* START Data extract *

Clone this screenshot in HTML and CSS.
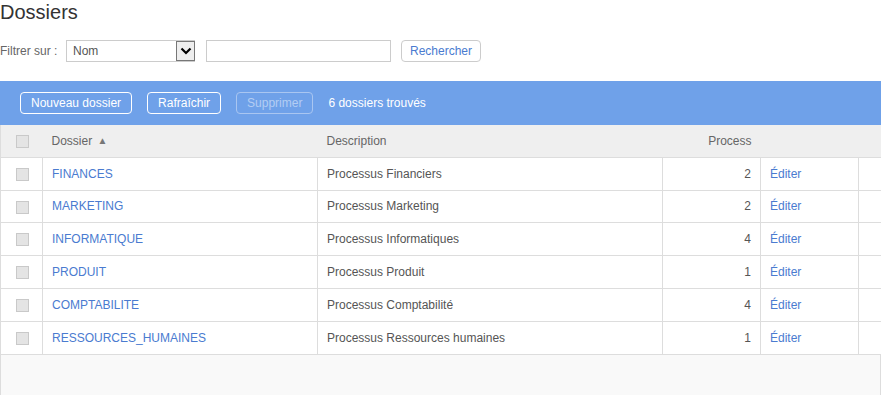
FILE: index.html
```html
<!DOCTYPE html>
<html lang="fr">
<head>
<meta charset="utf-8">
<title>Dossiers</title>
<link rel="stylesheet" href="styles.css">
</head>
<body>
<h1 class="title">Dossiers</h1>
<div class="filter">
  <span class="filter-label">Filtrer sur :</span>
  <div class="select">
    <span class="select-value">Nom</span>
    <span class="select-arrow"><svg width="12" height="8" viewBox="0 0 12 8"><path d="M1.5 1.5 L6 6 L10.5 1.5" fill="none" stroke="#000" stroke-width="2.2"/></svg></span>
  </div>
  <div class="text-input"></div>
  <button class="btn-search">Rechercher</button>
</div>
<div class="toolbar">
  <button class="tb-btn">Nouveau dossier</button>
  <button class="tb-btn">Rafraîchir</button>
  <button class="tb-btn disabled">Supprimer</button>
  <span class="count">6 dossiers trouvés</span>
</div>
<table class="grid">
  <colgroup>
    <col class="c-check"><col class="c-name"><col class="c-desc"><col class="c-proc"><col class="c-edit"><col class="c-end">
  </colgroup>
  <thead>
    <tr>
      <th class="check"><span class="box"></span></th>
      <th>Dossier <span class="sort">▲</span></th>
      <th>Description</th>
      <th class="num">Process</th>
      <th></th>
      <th></th>
    </tr>
  </thead>
  <tbody>
    <tr><td class="check"><span class="box"></span></td><td><a>FINANCES</a></td><td>Processus Financiers</td><td class="num">2</td><td><a>Éditer</a></td><td></td></tr>
    <tr><td class="check"><span class="box"></span></td><td><a>MARKETING</a></td><td>Processus Marketing</td><td class="num">2</td><td><a>Éditer</a></td><td></td></tr>
    <tr><td class="check"><span class="box"></span></td><td><a>INFORMATIQUE</a></td><td>Processus Informatiques</td><td class="num">4</td><td><a>Éditer</a></td><td></td></tr>
    <tr><td class="check"><span class="box"></span></td><td><a>PRODUIT</a></td><td>Processus Produit</td><td class="num">1</td><td><a>Éditer</a></td><td></td></tr>
    <tr><td class="check"><span class="box"></span></td><td><a>COMPTABILITE</a></td><td>Processus Comptabilité</td><td class="num">4</td><td><a>Éditer</a></td><td></td></tr>
    <tr><td class="check"><span class="box"></span></td><td><a>RESSOURCES_HUMAINES</a></td><td>Processus Ressources humaines</td><td class="num">1</td><td><a>Éditer</a></td><td></td></tr>
  </tbody>
</table>
<div class="grid-footer"></div>
</body>
</html>
```
FILE: styles.css
```css
* { box-sizing: border-box; }
body {
  margin: 0;
  width: 881px;
  font-family: "Liberation Sans", Arial, sans-serif;
  font-size: 12px;
  color: #555;
  background: #fff;
}
.title {
  margin: 0;
  height: 40px;
  line-height: 24px;
  font-size: 20px;
  font-weight: normal;
  color: #333;
}
.filter {
  display: flex;
  align-items: center;
  height: 22px;
  margin-bottom: 19px;
}
.filter-label {
  color: #666;
  width: 66px;
}
.select {
  display: flex;
  align-items: center;
  justify-content: space-between;
  width: 129px;
  height: 22px;
  border: 1px solid #ccc;
  padding: 0 0 0 6px;
  color: #555;
}
.select-arrow {
  display: flex;
  align-items: center;
  justify-content: center;
  width: 19px;
  height: 20px;
  border: 1px solid #777;
  background: #eee;
  margin-right: -1px;
}
.text-input {
  width: 185px;
  height: 22px;
  border: 1px solid #ccc;
  margin-left: 11px;
}
.btn-search {
  margin-left: 10px;
  height: 22px;
  width: 80px;
  padding: 0;
  border: 1px solid #ccc;
  border-radius: 4px;
  background: #fff;
  color: #4a7bd0;
  font-family: inherit;
  font-size: 12px;
}
.toolbar {
  display: flex;
  align-items: center;
  height: 44px;
  background: #6fa1e9;
  padding-left: 20px;
  gap: 15px;
}
.tb-btn {
  height: 22px;
  padding: 0 10px;
  border: 1px solid #fff;
  border-radius: 4px;
  background: transparent;
  color: #fff;
  font-family: inherit;
  font-size: 12px;
}
.tb-btn.disabled {
  border-color: #a9c6f1;
  color: #b3cdf3;
}
.count { color: #fff; }
.grid {
  width: 881px;
  border-collapse: collapse;
  table-layout: fixed;
  border-left: 1px solid #ddd;
  border-right: 1px solid #ddd;
}
.c-check { width: 42px; }
.c-name { width: 275px; }
.c-desc { width: 345px; }
.c-proc { width: 98px; }
.c-edit { width: 98px; }
.c-end { width: 23px; }
.grid th {
  height: 32px;
  background: #efefef;
  border-bottom: 1px solid #ddd;
  text-align: left;
  font-weight: normal;
  color: #666;
  padding: 0 9px;
}
.grid td {
  height: 33px;
  border: 1px solid #ddd;
  border-top: none;
  padding: 0 9px;
  white-space: nowrap;
}
.grid tbody tr:nth-child(2) td { height: 32px; }
.grid td:first-child { border-left: none; }
.grid td:last-child { border-right: none; }
.grid .check { padding: 0 0 0 15px; }
.grid .num { text-align: right; }
.box {
  display: block;
  width: 13px;
  height: 13px;
  border: 1px solid #c9c9c9;
  background: #e4e4e4;
  margin-top: 2px;
}
.sort {
  font-size: 10px;
  color: #777;
  margin-left: 2px;
  vertical-align: 1px;
}
.grid a {
  color: #4a7bd0;
}
.grid-footer {
  width: 881px;
  height: 41px;
  background: #f9f9f9;
  border: 1px solid #ddd;
  border-top: none;
}
```
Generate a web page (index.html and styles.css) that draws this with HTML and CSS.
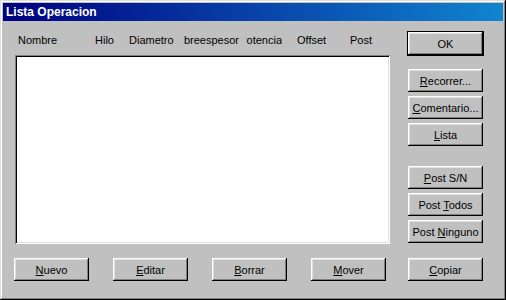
FILE: index.html
```html
<!DOCTYPE html>
<html lang="es">

<head>
	<meta charset="UTF-8">
	<title>Lista Operacion</title>
	<link rel="stylesheet" href="styles.css">
</head>

<body>
	<div class="window">
		<div class="titlebar">Lista Operacion</div>
		<div class="main">
			<div class="left">
				<div class="header">
					<span class="col col-nombre">Nombre</span>
					<span class="col col-hilo">Hilo</span>
					<span class="col col-diametro">Diametro</span>
					<span class="col col-sobre"><span class="clip clip-sobre">Sobreespesor</span></span>
					<span class="col col-potencia"><span class="clip clip-potencia">Potencia</span></span>
					<span class="col col-offset">Offset</span>
					<span class="col col-post">Post</span>
				</div>
				<div class="listbox"></div>
			</div>
			<div class="side">
				<button type="button" class="btn btn-default">OK</button>
				<button type="button" class="btn btn-first"><u>R</u>ecorrer...</button>
				<button type="button" class="btn"><u>C</u>omentario...</button>
				<button type="button" class="btn"><u>L</u>ista</button>
				<button type="button" class="btn btn-group"><u>P</u>ost S/N</button>
				<button type="button" class="btn">Post <u>T</u>odos</button>
				<button type="button" class="btn">Post <u>N</u>inguno</button>
			</div>
		</div>
		<div class="bottom">
			<button type="button" class="btn"><u>N</u>uevo</button>
			<button type="button" class="btn"><u>E</u>ditar</button>
			<button type="button" class="btn"><u>B</u>orrar</button>
			<button type="button" class="btn"><u>M</u>over</button>
			<button type="button" class="btn btn-copiar"><u>C</u>opiar</button>
		</div>
	</div>
</body>

</html>
```

FILE: styles.css
```css
body
{
	margin: 0;
	font-family: 'Liberation Sans', Arial, sans-serif;
	font-size: 11px;
	color: #000;
	background-color: #c0c0c0;
}

.window
{
	width: 506px;
	height: 300px;
	box-sizing: border-box;
	padding: 3px;
	background-color: #c0c0c0;
	box-shadow: inset -1px -1px #000, inset 1px 1px #dfdfdf, inset -2px -2px #808080, inset 2px 2px #fff;
}

.titlebar
{
	height: 18px;
	line-height: 18px;
	padding-left: 3px;
	color: #fff;
	font-weight: bold;
	font-size: 12px;
	background: linear-gradient(to right, #000080, #1084d0);
}

.main
{
	display: flex;
	align-items: flex-start;
}

.left
{
	margin-left: 12px;
	margin-top: 13px;
}

.header
{
	display: flex;
	height: 13px;
	line-height: 13px;
	padding-left: 3px;
	margin-bottom: 8px;
}

.col
{
	flex: none;
	white-space: nowrap;
}

.col-nombre { width: 77px; }
.col-hilo { width: 34px; }
.col-diametro { width: 55px; }
.col-sobre { width: 62px; }
.col-potencia { width: 51px; }
.col-offset { width: 53px; }

.clip
{
	display: flex;
	justify-content: flex-end;
	overflow: hidden;
}

.clip-sobre
{
	width: 55px;
}

.clip-potencia
{
	width: 36px;
}

.listbox
{
	width: 375px;
	height: 189px;
	box-sizing: border-box;
	background-color: #fff;
	box-shadow: inset 1px 1px #808080, inset -1px -1px #fff, inset 2px 2px #000, inset -2px -2px #dfdfdf;
}

.side
{
	display: flex;
	flex-direction: column;
	gap: 4px;
	margin-left: 17px;
	margin-top: 10px;
}

.btn
{
	width: 75px;
	height: 23px;
	padding: 0;
	border: none;
	font-family: inherit;
	font-size: 11px;
	color: #000;
	background-color: #c0c0c0;
	box-shadow: inset -1px -1px #000, inset 1px 1px #fff, inset -2px -2px #808080, inset 2px 2px #dfdfdf;
	flex: none;
}

.side .btn
{
	margin-left: 1px;
}

.side .btn-default
{
	width: 77px;
	height: 25px;
	margin-left: 0;
	border: 1px solid #000;
}

.side .btn-first
{
	margin-top: 9px;
}

.side .btn-group
{
	margin-top: 16px;
}

.bottom
{
	display: flex;
	gap: 24px;
	margin-top: 14px;
	padding-left: 11px;
}

.bottom .btn-copiar
{
	margin-left: -2px;
}
```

* END Data extract *

» **What the exercise asks**: Go through the records above, find every line with the word "this", and list those lines.

» **Full response**:
Clone this screenshot in HTML and CSS.
Generate a web page (index.html and styles.css) that draws this with HTML and CSS.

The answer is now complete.